Authors: We acknowledge that greater detail is required for reproducibility. The revised manuscript will include (1) an appendix table listing the exact re-implementation choices and hyperparameter grids used for each of the six baselines, (2) a new dataset-statistics table reporting node counts, average text length, label balance, and condensation ratios for every dataset, and (3) explicit language clarifying that the "best-performing baseline" is the method achieving the highest accuracy under the same evaluation protocol we applied to TAGSAM. These changes will allow independent verification of the 4.9% figure. revision: yes
Circularity Check
No circularity; empirical method with independent components
full rationale
The paper introduces TAGSAM, a condensation technique using subgraph text selection (via mutual information maximization) and attribute similarity matching to address variance in MTT-based methods.
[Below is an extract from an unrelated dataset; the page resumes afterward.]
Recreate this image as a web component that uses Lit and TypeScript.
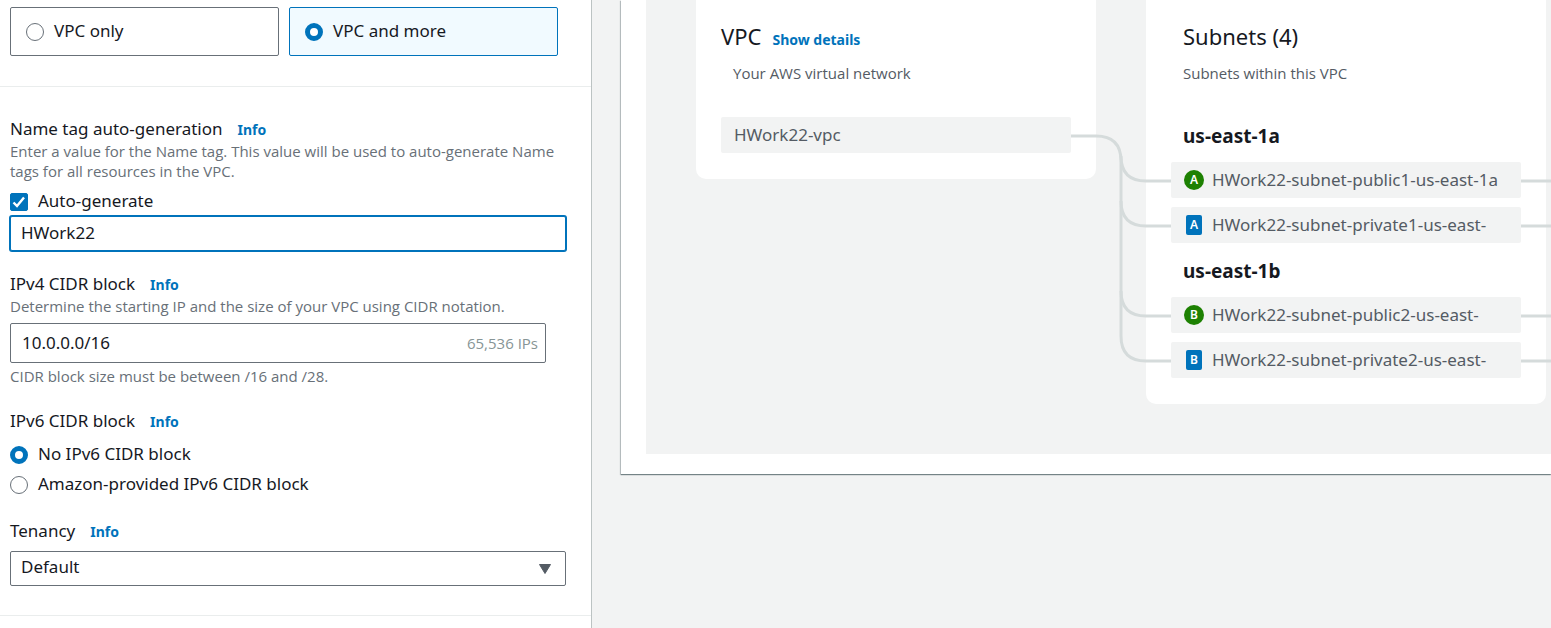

All central claims rest on empirical accuracy comparisons against baselines at matched compression ratios, with no equations, predictions, or derivations presented that reduce to fitted inputs or self-citations by construction. The method components are defined independently of the evaluation outcomes, and no load-bearing self-citation chains or ansatzes are invoked in the provided text. This is a standard empirical contribution without self-referential reduction.
Axiom & Free-Parameter Ledger
axioms (2)
- domain assumption Maximizing mutual information between selected text chunks and original descriptions preserves task-relevant semantics.
- domain assumption Stable attribute similarity matrices are sufficient proxies for training dynamics in MTT-style condensation.